We've been on-again/off-again for a while now. I think it's about time we sat down and talked about our relationship, don't you?
You know, I had heard a lot about you before we actually met. We ran in similar circles, were connected to the same blogs, that type of thing. When I finally checked you out, I was pretty impressed. Slick, well-put-together, and (the clincher) useful. So there naturally came a time when I figured you and I should give it a shot.
But, well, we just haven't been able to make it consistently work. I don't think it's you, at least not completely. More to the point, I think it's the company you keep. You see, many of the people that associate with you are smart, funny, and polite. Others, however, are not. Others are immature, sexist, and offensive. And, frankly, it's putting a strain on you and me. Almost always, when I try to join in a conversation with you and these friends, it turns into either a shouting match or swapping of nasty insults. Other times the conversation goes on as if I'm not even there.

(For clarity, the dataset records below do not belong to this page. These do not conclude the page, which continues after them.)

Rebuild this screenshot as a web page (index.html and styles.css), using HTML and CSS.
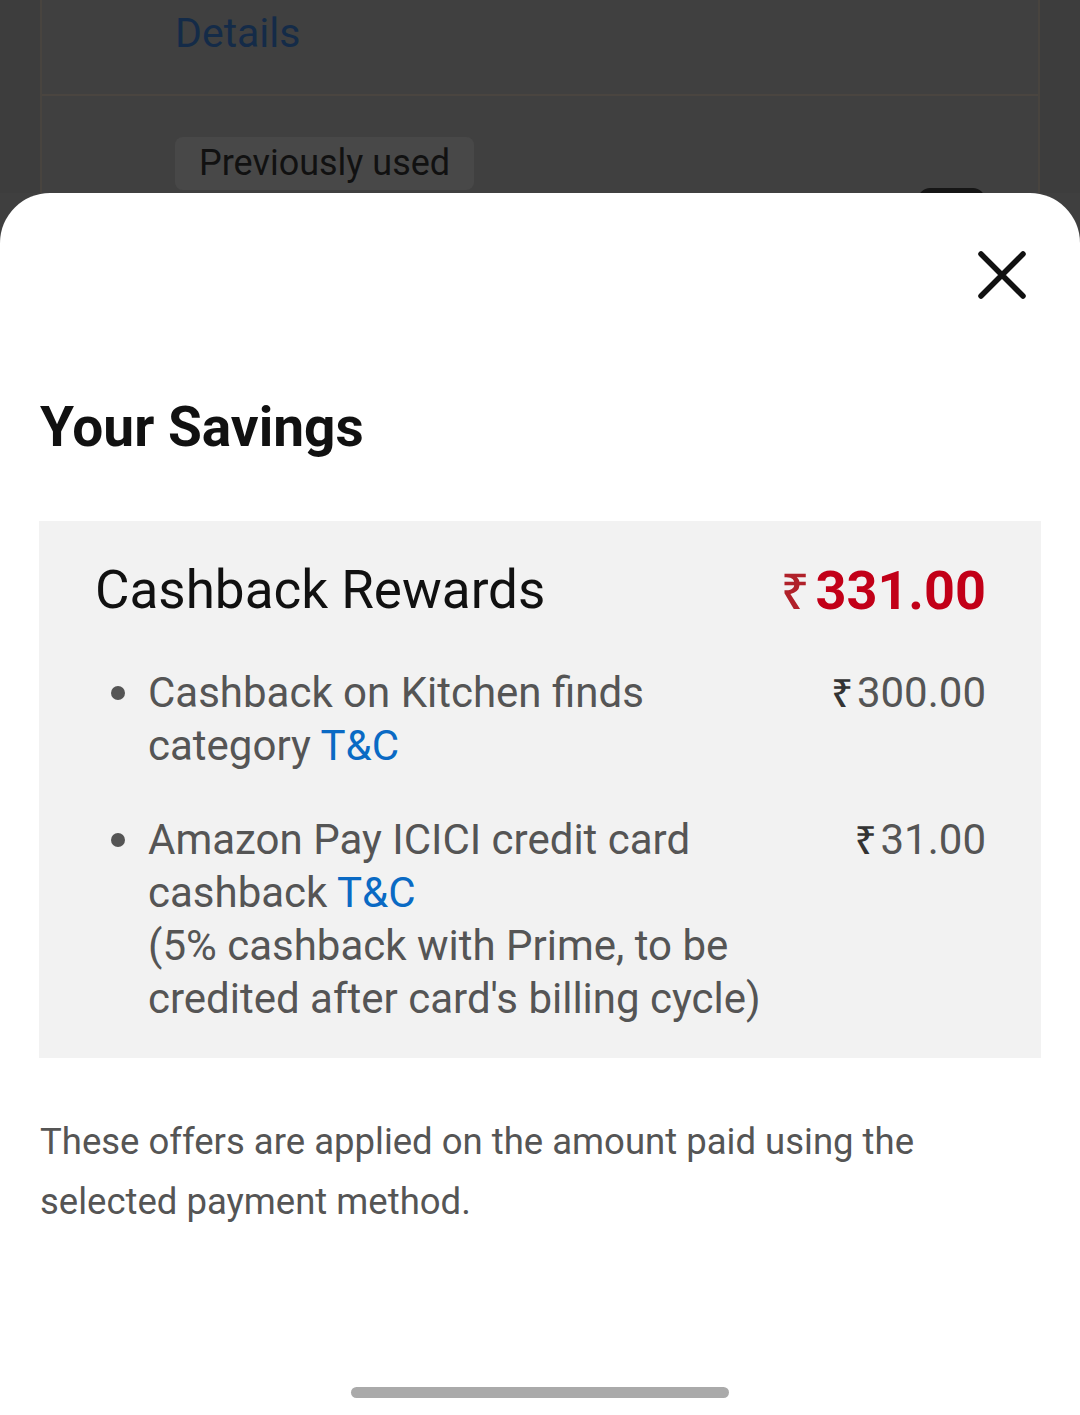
FILE: index.html
```html
<!DOCTYPE html>
<html lang="en">
<head>
<meta charset="utf-8">
<title>Your Savings</title>
<link rel="stylesheet" href="styles.css">
</head>
<body>
<div class="backdrop">
  <div class="bg-card">
    <div class="bg-row bg-row-top"><span class="bg-link">Details</span></div>
    <div class="bg-row bg-row-bottom">
      <span class="bg-badge">Previously used</span>
      <span class="bg-chip"></span>
    </div>
  </div>
</div>
<div class="sheet">
  <div class="sheet-header">
    <button class="close" aria-label="Close">
      <svg width="50" height="50" viewBox="0 0 50 50"><path d="M4 4 L46 46 M46 4 L4 46" stroke="#111" stroke-width="5.5" stroke-linecap="round" fill="none"/></svg>
    </button>
  </div>
  <h1 class="title">Your Savings</h1>
  <div class="card">
    <div class="card-head">
      <span class="card-title">Cashback Rewards</span>
      <span class="total"><span class="rupee">₹</span>331.00</span>
    </div>
    <ul class="items">
      <li class="item">
        <span class="bullet"></span>
        <div class="item-text">Cashback on Kitchen finds<br>category <a class="link" href="#">T&amp;C</a></div>
        <div class="item-amt"><span class="rupee-sm">₹</span>300.00</div>
      </li>
      <li class="item">
        <span class="bullet"></span>
        <div class="item-text">Amazon Pay ICICI credit card<br>cashback <a class="link" href="#">T&amp;C</a><br>(5% cashback with Prime, to be<br>credited after card's billing cycle)</div>
        <div class="item-amt"><span class="rupee-sm">₹</span>31.00</div>
      </li>
    </ul>
  </div>
  <p class="note">These offers are applied on the amount paid using the<br>selected payment method.</p>
  <div class="home-indicator"></div>
</div>
</body>
</html>
```
FILE: styles.css
```css
* { box-sizing: border-box; }
html, body { margin: 0; padding: 0; }
body {
  background: #3f3f3f;
  font-family: Roboto, "Noto Sans", sans-serif;
  width: 1080px;
  min-height: 1415px;
}
.backdrop {
  height: 193px;
  overflow: hidden;
  background: #3d3d3d;
}
.bg-card {
  margin: 0 40px;
  border-left: 2px solid #48443f;
  border-right: 2px solid #48443f;
  background: #404040;
}
.bg-row-top {
  height: 96px;
  border-bottom: 2px solid #4a4540;
  display: flex;
  align-items: flex-start;
  padding-left: 133px;
}
.bg-link {
  color: #142b48;
  font-size: 41px;
  line-height: 66px;
}
.bg-row-bottom {
  display: flex;
  align-items: flex-start;
  padding: 41px 53px 0 133px;
  height: 120px;
}
.bg-badge {
  background: #484848;
  color: #111;
  font-size: 36px;
  line-height: 53px;
  padding: 0 24px;
  border-radius: 8px;
}
.bg-chip {
  margin-left: auto;
  margin-top: 51px;
  width: 67px;
  height: 40px;
  background: #161616;
  border-radius: 12px;
}
.sheet {
  background: #fff;
  border-radius: 50px 50px 0 0;
  min-height: 1222px;
  display: flex;
  flex-direction: column;
  position: relative;
}
.sheet-header {
  display: flex;
  justify-content: flex-end;
  padding: 57px 53px 0 0;
}
.close {
  border: 0;
  background: none;
  padding: 0;
  width: 50px;
  height: 50px;
  display: block;
}
.close svg { display: block; }
.title {
  margin: 95px 40px 0;
  font-size: 55px;
  line-height: 64px;
  font-weight: 700;
  color: #111;
}
.card {
  margin: 62px 39px 0;
  background: #f2f2f2;
  padding: 39px 55px 33px 56px;
}
.card-head {
  display: flex;
  justify-content: space-between;
  align-items: center;
  height: 60px;
}
.card-title {
  font-size: 53px;
  line-height: 60px;
  color: #111;
}
.total {
  font-size: 54px;
  line-height: 60px;
  font-weight: 700;
  color: #c20018;
}
.rupee {
  font-family: "Noto Sans", sans-serif;
  font-weight: 500;
  font-size: 50px;
  color: #b0212a;
  margin-right: 6px;
}
.items {
  list-style: none;
  margin: 46px 0 0;
  padding: 0;
  display: flex;
  flex-direction: column;
  gap: 41px;
}
.item {
  display: flex;
  align-items: flex-start;
  font-size: 42px;
  line-height: 53px;
  color: #555;
}
.bullet {
  flex: 0 0 53px;
  height: 53px;
  display: flex;
  align-items: center;
}
.bullet::after {
  content: "";
  width: 14px;
  height: 14px;
  margin-left: 16px;
  border-radius: 50%;
  background: #555;
}
.item-text {
  flex: 0 1 650px;
}
.link {
  color: #0a6ac4;
  text-decoration: none;
}
.item-amt {
  margin-left: auto;
  white-space: nowrap;
}
.rupee-sm {
  font-family: "Noto Sans", sans-serif;
  font-weight: 500;
  font-size: 38px;
  color: #333;
  margin-right: 4px;
}
.note {
  margin: 54px 40px 0;
  font-size: 36.5px;
  line-height: 60px;
  color: #555;
}
.home-indicator {
  margin: auto auto 17px;
  width: 378px;
  height: 11px;
  border-radius: 6px;
  background: #aaa;
}
```
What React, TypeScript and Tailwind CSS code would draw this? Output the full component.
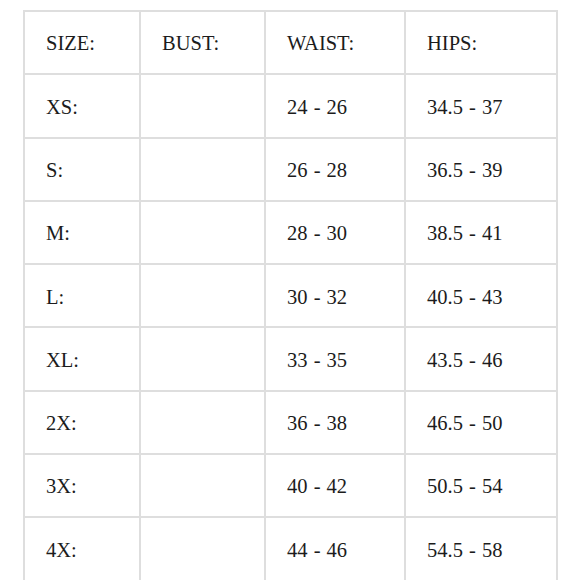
import React from "react";

const rows: [string, string, string, string][] = [
  ["SIZE:", "BUST:", "WAIST:", "HIPS:"],
  ["XS:", "", "24 - 26", "34.5 - 37"],
  ["S:", "", "26 - 28", "36.5 - 39"],
  ["M:", "", "28 - 30", "38.5 - 41"],
  ["L:", "", "30 - 32", "40.5 - 43"],
  ["XL:", "", "33 - 35", "43.5 - 46"],
  ["2X:", "", "36 - 38", "46.5 - 50"],
  ["3X:", "", "40 - 42", "50.5 - 54"],
  ["4X:", "", "44 - 46", "54.5 - 58"],
];

export default function App() {
  return (
    <div className="w-[580px] h-[580px] overflow-hidden bg-white font-['Liberation_Serif','Times_New_Roman',serif]">
      <div className="ml-[23px] mt-[10px] w-[535px] bg-[#dedede] p-[2px]">
        <div className="grid grid-cols-[114px_123px_138px_150px] gap-[2px]">
          {rows.flatMap((r, i) =>
            r.map((c, j) => (
              <div
                key={`${i}-${j}`}
                className="bg-white h-[61.3px] flex items-center pl-[21px] pt-[2px] text-[20.5px] leading-none text-[#1c1c1c] font-['Liberation_Serif','Times_New_Roman',serif] [word-spacing:1px]"
              >
                {c}
              </div>
            ))
          )}
        </div>
      </div>
    </div>
  );
}
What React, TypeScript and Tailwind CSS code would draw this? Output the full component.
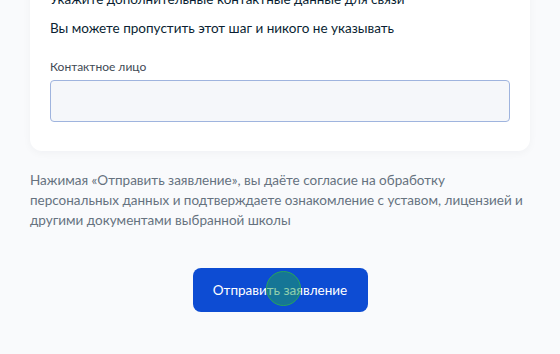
import React from 'react';

const font = { fontFamily: 'Lato, "Noto Sans", Arial, sans-serif' };

export default function App() {
  return (
    <div style={font} className="w-[560px] h-[354px] overflow-hidden bg-[#f9fafc]">
      <div className="mx-[30px] w-[500px]">
        {/* Contact card, scrolled so its top is above the viewport */}
        <div className="mt-[-33px] rounded-xl bg-white px-5 pt-[20px] pb-[29px] shadow-[0_2px_8px_rgba(11,31,51,0.04)]">
          <h3 className="text-[13.5px] leading-6 text-[#0b1f33]">
            Укажите дополнительные контактные данные для связи
          </h3>
          <p className="mt-[5px] text-[13.5px] leading-6 text-[#0b1f33]">
            Вы можете пропустить этот шаг и никого не указывать
          </p>
          <label className="mt-[17px] block text-[12px] leading-5 text-[#3f4a55]">
            Контактное лицо
          </label>
          <input
            type="text"
            className="mt-[3px] block h-[42px] w-full rounded-[4px] border border-[#9fb4de] bg-[#f5f7fa] px-3 text-[14px] text-[#0b1f33] outline-none"
          />
        </div>

        <p className="mt-[19px] text-[13.5px] leading-5 text-[#66727f]">
          Нажимая «Отправить заявление», вы даёте согласие на обработку персональных данных и подтверждаете ознакомление с уставом, лицензией и другими документами выбранной школы
        </p>

        <div className="mt-[38px] flex justify-center">
          <button className="relative h-[44px] w-[175px] rounded-lg bg-[#0d4cd3] text-[13.5px] text-white">
            Отправить заявление
            <span className="pointer-events-none absolute left-[73px] top-[3px] h-[35px] w-[35px] rounded-full border-[1.5px] border-[#27a35e] bg-[rgba(30,160,90,0.5)]" />
          </button>
        </div>
      </div>
    </div>
  );
}
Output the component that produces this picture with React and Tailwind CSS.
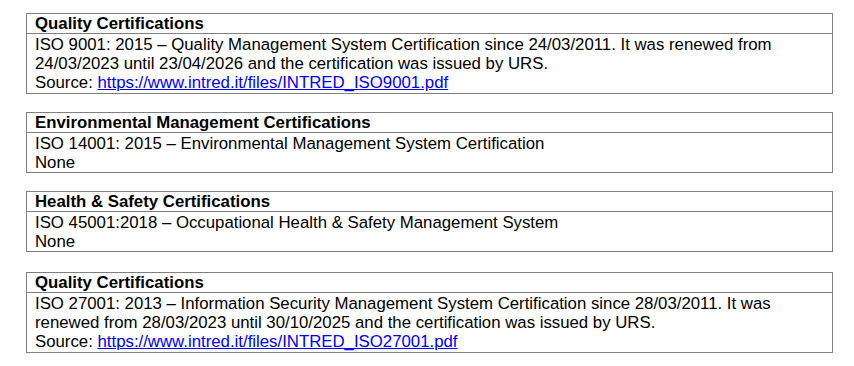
import React from 'react';

const sections = [
  {
    title: 'Quality Certifications',
    lines: [
      'ISO 9001: 2015 – Quality Management System Certification since 24/03/2011. It was renewed from',
      '24/03/2023 until 23/04/2026 and the certification was issued by URS.',
    ],
    link: 'https://www.intred.it/files/INTRED_ISO9001.pdf',
  },
  {
    title: 'Environmental Management Certifications',
    lines: ['ISO 14001: 2015 – Environmental Management System Certification', 'None'],
  },
  {
    title: 'Health & Safety Certifications',
    lines: ['ISO 45001:2018 – Occupational Health & Safety Management System', 'None'],
  },
  {
    title: 'Quality Certifications',
    lines: [
      'ISO 27001: 2013 – Information Security Management System Certification since 28/03/2011. It was',
      'renewed from 28/03/2023 until 30/10/2025 and the certification was issued by URS.',
    ],
    link: 'https://www.intred.it/files/INTRED_ISO27001.pdf',
    extraTop: true,
  },
];

const CertBox = ({ title, lines, link, extraTop }) => (
  <div className={`border border-[#808080] ${extraTop ? 'mt-[2px]' : ''}`}>
    <div className="px-[8px] h-[20px] leading-[20px] font-bold border-b border-[#808080]">{title}</div>
    <div className="px-[8px] pt-[1px]">
      {lines.map((l, i) => (
        <div key={i} className="whitespace-nowrap">{l}</div>
      ))}
      {link && (
        <div className="pb-[1px]">
          Source: <a href={link} className="text-[#0000ff] underline">{link}</a>
        </div>
      )}
    </div>
  </div>
);

export default function App() {
  return (
    <div className="w-[854px] h-[366px] bg-white pt-[13px] pl-[26px] text-black text-[16.8px] leading-[19px] font-['Liberation_Sans',Arial,sans-serif]">
      <div className="w-[807px] flex flex-col gap-[18px]">
        {sections.map((s, i) => (
          <CertBox key={i} {...s} />
        ))}
      </div>
    </div>
  );
}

Now, I know your crowd is mostly guys and not a lot of girls hang around you - but, from this girl's perspective, it's just not fun.
I'm a little tired of the seemingly endless comments about women being "golddiggers" (I work full-time to be the breadwinner for my family), not being able to understand or operate technology (that work I do - it's in tech support and web design, and I have a computer science education), and only interested in shopping, jewelry, and clothes (I'm also a mom, and most of my extra money goes to things for my daughter - I haven't bought new clothes in over a year). Those are all things I've heard at some point when I'm with you, Digg. If it were once in a while, I'd ignore it and move on. But it's a regular occurrence. Even after I take a break from you for a while, I come back to find the same thing happening, over and over again.
Look - I really like you. You have great principles and are into things I want to know and talk about. But the mob that surrounds you too often drowns everything else out. And I don't think I can do it anymore.
Sure, I think we can still be friends. I'll still stop by to check out how you are, what's going on. Don't think I'm being rude by holding myself away from the crowd. It's just not my crowd, and I think I'm better off on my own.